Exercise task: Return each line of the listing below, unchanged, and omit the images.

—————

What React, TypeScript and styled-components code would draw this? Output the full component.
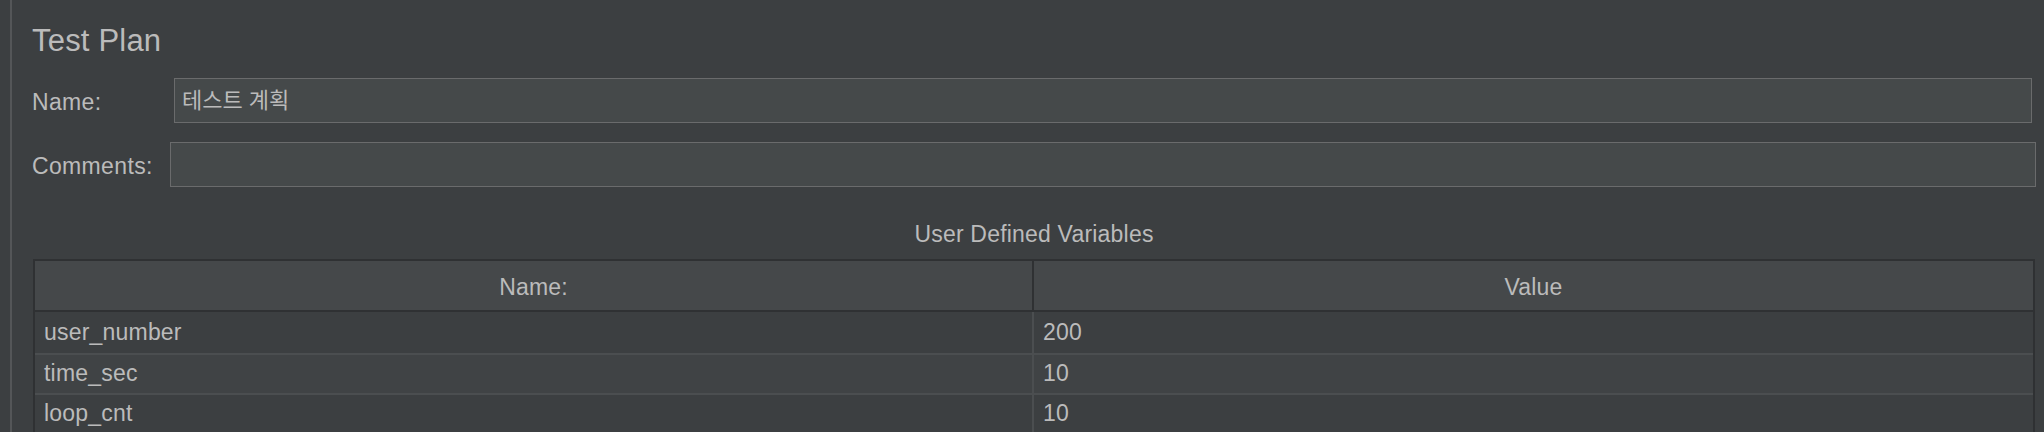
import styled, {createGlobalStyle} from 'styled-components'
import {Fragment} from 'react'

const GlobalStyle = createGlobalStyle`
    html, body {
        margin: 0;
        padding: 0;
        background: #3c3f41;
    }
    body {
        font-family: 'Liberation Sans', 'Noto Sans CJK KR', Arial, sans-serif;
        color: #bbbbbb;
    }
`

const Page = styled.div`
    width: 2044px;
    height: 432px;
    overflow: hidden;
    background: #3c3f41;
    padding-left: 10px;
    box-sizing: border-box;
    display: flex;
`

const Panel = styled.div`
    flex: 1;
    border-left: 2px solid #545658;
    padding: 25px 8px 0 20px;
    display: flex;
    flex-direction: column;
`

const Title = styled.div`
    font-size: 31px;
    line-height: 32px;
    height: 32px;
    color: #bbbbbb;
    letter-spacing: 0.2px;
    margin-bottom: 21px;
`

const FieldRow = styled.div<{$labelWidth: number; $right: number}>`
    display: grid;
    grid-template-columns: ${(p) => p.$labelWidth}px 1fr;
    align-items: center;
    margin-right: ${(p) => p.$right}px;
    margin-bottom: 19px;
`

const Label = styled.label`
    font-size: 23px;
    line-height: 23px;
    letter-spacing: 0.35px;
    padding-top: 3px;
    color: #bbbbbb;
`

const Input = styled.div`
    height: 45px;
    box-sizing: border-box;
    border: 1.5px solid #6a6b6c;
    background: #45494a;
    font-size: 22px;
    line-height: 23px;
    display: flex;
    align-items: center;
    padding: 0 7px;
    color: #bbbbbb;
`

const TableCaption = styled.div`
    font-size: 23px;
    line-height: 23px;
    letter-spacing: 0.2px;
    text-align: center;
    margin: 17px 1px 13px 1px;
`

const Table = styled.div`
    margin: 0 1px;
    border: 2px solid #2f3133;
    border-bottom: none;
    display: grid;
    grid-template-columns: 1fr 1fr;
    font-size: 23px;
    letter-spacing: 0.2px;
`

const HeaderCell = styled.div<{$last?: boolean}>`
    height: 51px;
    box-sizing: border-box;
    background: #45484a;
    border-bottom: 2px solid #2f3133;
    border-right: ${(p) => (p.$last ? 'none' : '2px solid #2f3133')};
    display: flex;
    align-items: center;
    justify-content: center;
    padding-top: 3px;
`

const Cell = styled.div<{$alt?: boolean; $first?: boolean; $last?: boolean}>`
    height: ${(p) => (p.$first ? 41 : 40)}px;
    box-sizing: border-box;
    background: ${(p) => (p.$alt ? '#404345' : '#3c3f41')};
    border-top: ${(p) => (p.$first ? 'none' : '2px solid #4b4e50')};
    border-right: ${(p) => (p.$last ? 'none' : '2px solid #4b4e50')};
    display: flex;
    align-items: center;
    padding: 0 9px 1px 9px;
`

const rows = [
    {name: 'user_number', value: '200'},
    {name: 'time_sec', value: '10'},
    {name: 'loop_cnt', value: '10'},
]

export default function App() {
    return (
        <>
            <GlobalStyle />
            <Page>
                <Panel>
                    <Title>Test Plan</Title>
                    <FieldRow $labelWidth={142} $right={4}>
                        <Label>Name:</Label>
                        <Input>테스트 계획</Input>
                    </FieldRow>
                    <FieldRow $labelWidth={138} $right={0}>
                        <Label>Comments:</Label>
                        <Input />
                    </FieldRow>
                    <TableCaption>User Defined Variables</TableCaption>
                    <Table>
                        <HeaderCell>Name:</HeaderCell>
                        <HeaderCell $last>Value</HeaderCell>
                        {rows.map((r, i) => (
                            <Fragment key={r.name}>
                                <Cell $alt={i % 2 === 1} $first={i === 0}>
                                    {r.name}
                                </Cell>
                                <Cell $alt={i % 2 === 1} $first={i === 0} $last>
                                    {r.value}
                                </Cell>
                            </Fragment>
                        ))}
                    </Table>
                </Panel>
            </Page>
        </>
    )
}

—————

Solution to this task:
What React, TypeScript and styled-components code would draw this? Output the full component.
import styled, {createGlobalStyle} from 'styled-components'
import {Fragment} from 'react'

const GlobalStyle = createGlobalStyle`
    html, body {
        margin: 0;
        padding: 0;
        background: #3c3f41;
    }
    body {
        font-family: 'Liberation Sans', 'Noto Sans CJK KR', Arial, sans-serif;
        color: #bbbbbb;
    }
`

const Page = styled.div`
    width: 2044px;
    height: 432px;
    overflow: hidden;
    background: #3c3f41;
    padding-left: 10px;
    box-sizing: border-box;
    display: flex;
`

const Panel = styled.div`
    flex: 1;
    border-left: 2px solid #545658;
    padding: 25px 8px 0 20px;
    display: flex;
    flex-direction: column;
`

const Title = styled.div`
    font-size: 31px;
    line-height: 32px;
    height: 32px;
    color: #bbbbbb;
    letter-spacing: 0.2px;
    margin-bottom: 21px;
`

const FieldRow = styled.div<{$labelWidth: number; $right: number}>`
    display: grid;
    grid-template-columns: ${(p) => p.$labelWidth}px 1fr;
    align-items: center;
    margin-right: ${(p) => p.$right}px;
    margin-bottom: 19px;
`

const Label = styled.label`
    font-size: 23px;
    line-height: 23px;
    letter-spacing: 0.35px;
    padding-top: 3px;
    color: #bbbbbb;
`

const Input = styled.div`
    height: 45px;
    box-sizing: border-box;
    border: 1.5px solid #6a6b6c;
    background: #45494a;
    font-size: 22px;
    line-height: 23px;
    display: flex;
    align-items: center;
    padding: 0 7px;
    color: #bbbbbb;
`

const TableCaption = styled.div`
    font-size: 23px;
    line-height: 23px;
    letter-spacing: 0.2px;
    text-align: center;
    margin: 17px 1px 13px 1px;
`

const Table = styled.div`
    margin: 0 1px;
    border: 2px solid #2f3133;
    border-bottom: none;
    display: grid;
    grid-template-columns: 1fr 1fr;
    font-size: 23px;
    letter-spacing: 0.2px;
`

const HeaderCell = styled.div<{$last?: boolean}>`
    height: 51px;
    box-sizing: border-box;
    background: #45484a;
    border-bottom: 2px solid #2f3133;
    border-right: ${(p) => (p.$last ? 'none' : '2px solid #2f3133')};
    display: flex;
    align-items: center;
    justify-content: center;
    padding-top: 3px;
`

const Cell = styled.div<{$alt?: boolean; $first?: boolean; $last?: boolean}>`
    height: ${(p) => (p.$first ? 41 : 40)}px;
    box-sizing: border-box;
    background: ${(p) => (p.$alt ? '#404345' : '#3c3f41')};
    border-top: ${(p) => (p.$first ? 'none' : '2px solid #4b4e50')};
    border-right: ${(p) => (p.$last ? 'none' : '2px solid #4b4e50')};
    display: flex;
    align-items: center;
    padding: 0 9px 1px 9px;
`

const rows = [
    {name: 'user_number', value: '200'},
    {name: 'time_sec', value: '10'},
    {name: 'loop_cnt', value: '10'},
]

export default function App() {
    return (
        <>
            <GlobalStyle />
            <Page>
                <Panel>
                    <Title>Test Plan</Title>
                    <FieldRow $labelWidth={142} $right={4}>
                        <Label>Name:</Label>
                        <Input>테스트 계획</Input>
                    </FieldRow>
                    <FieldRow $labelWidth={138} $right={0}>
                        <Label>Comments:</Label>
                        <Input />
                    </FieldRow>
                    <TableCaption>User Defined Variables</TableCaption>
                    <Table>
                        <HeaderCell>Name:</HeaderCell>
                        <HeaderCell $last>Value</HeaderCell>
                        {rows.map((r, i) => (
                            <Fragment key={r.name}>
                                <Cell $alt={i % 2 === 1} $first={i === 0}>
                                    {r.name}
                                </Cell>
                                <Cell $alt={i % 2 === 1} $first={i === 0} $last>
                                    {r.value}
                                </Cell>
                            </Fragment>
                        ))}
                    </Table>
                </Panel>
            </Page>
        </>
    )
}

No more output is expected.